Ok, which knife in the picture did you choose as the better survival knife?  While they both are survival knives and one is actually called a survival knife I would only want the one on the bottom with me in any survival situation.  What then makes a survival knife a survival knife?  There are many factors that contribute to a knife being considered a survival knife.  One of the most important concerns in my opinion is the tang of the knife.  The tang of a knife is the portion of the knife that the handle is attached to or is made up of.  Again it is my opinion as well as many others that a knife with a full tang is best.  A full tang means that the blade and the handle are forged from one solid piece of metal and the tang extends the entire length of the handle as shown in the picture below.  In comparison as pictured below the “Rambo” style knife has a hollow handle which is kind of nifty for storing items however makes for a much weaker knife.



The tang portion of this knife only continues approximately one inch into the separate handle which is fastened together.  This attachment point is the weakest link in the knife and the area most likely to fail during chopping or processing wood.  While it is a good-looking knife and is very inexpensive at about $10 it is not suited for any serious long-term use.  The full tang on the knife in the top photo is not going to break without serious purposeful abuse as it approximately 1/4 inch thick at the tang on this knife.  A knife like this one can be purchased for $60 to $85 or so depending on where you purchase it.  You don’t have to spend that much however as you can obtain other good full tang survival knives for $20 to $40 if you shop around.  Just because a knife cost more doesn’t mean it is far superior, I would not spend the $200 and $300 for some of the available knives as mine will perform just as well.

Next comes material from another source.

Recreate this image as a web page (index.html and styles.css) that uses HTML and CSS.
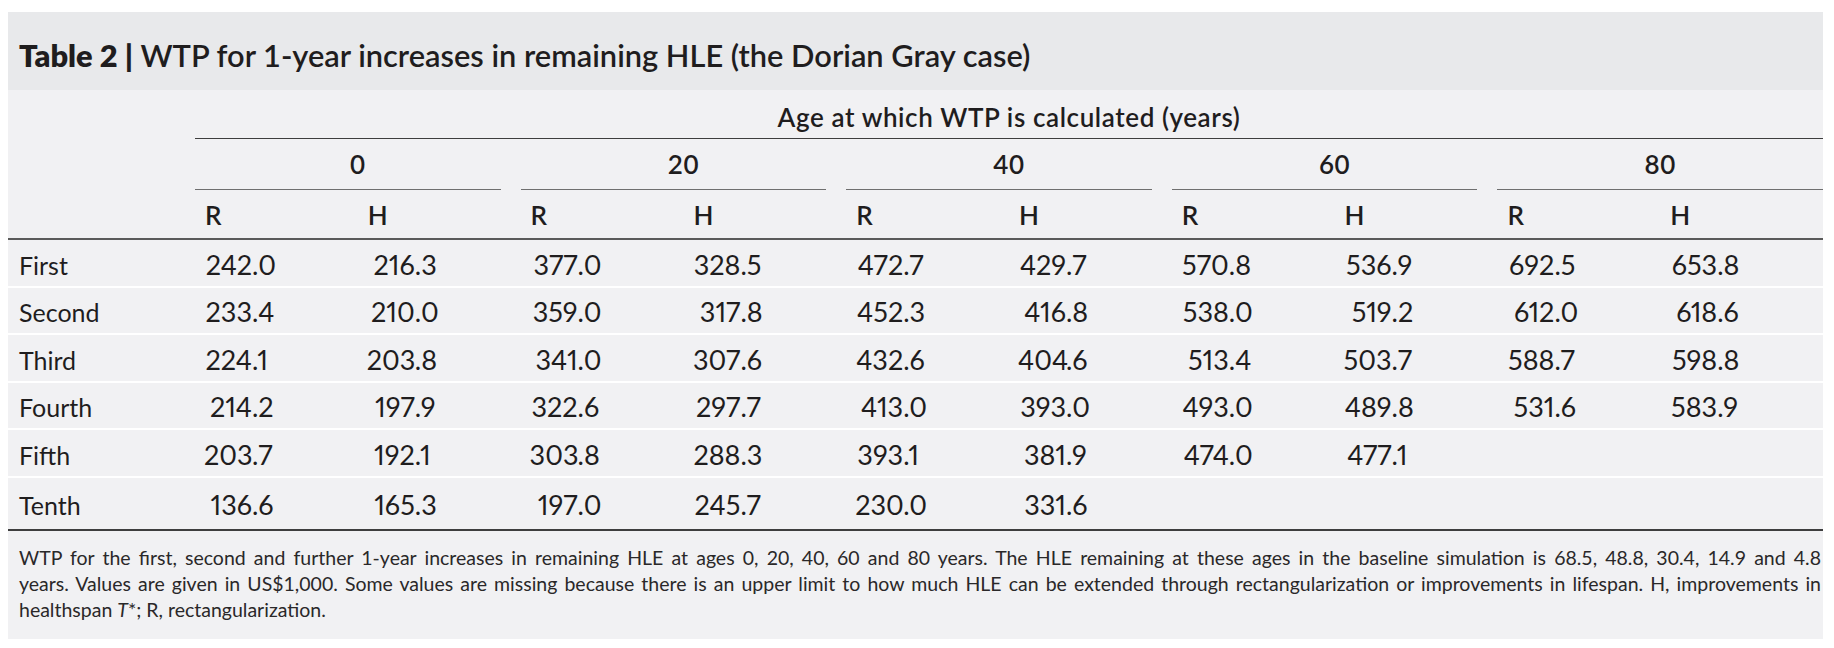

The type of steel that the knife is made out of is a factor that some individuals consider when purchasing a survival knife.  There are two basic types of steel that the knives are generally made with they are Stainless steel and carbon steel.  Stainless steel blades can last a long time without rusting however according to some people they do not hold an edge as long as carbon steel blades.  Carbon steel blades tend to hold an edge longer but rust faster although you would need to leave it out in the elements and not take care of it for it to rust fast.

Another consideration when shopping for a good survival knife is whether or not you prefer a straight-edged blade or a serrated blade.  The straight-edged blades tend to be better for chopping and are easier to sharpen.  Serrated blades tend to cut through rope and other materials easier but typically require a special sharpener.   You can see the difference between the two types of blades in the photos below.

KaBar Straight EdgeSerrated Ontario Rat-7 Knife

Notice that the serrated blade is only partially serrated which is typical of the majority of the serrated survival knives available.  You can actually still chop and process wood with the partially serrated knife if you use the forward straight blade portion of the knife. The drawback to this is that you wont have as much of the blade to strike with a stick so you will not be able to process as thick of wood as a straight edge.

The length of most survival blades is from six to twelve inches however anything over ten inches or so in my opinion is not necessary unless you need something more like a machete for cutting your way through vegetation.  The blade length does need to be long enough to allow you to chop through wood thoroughly.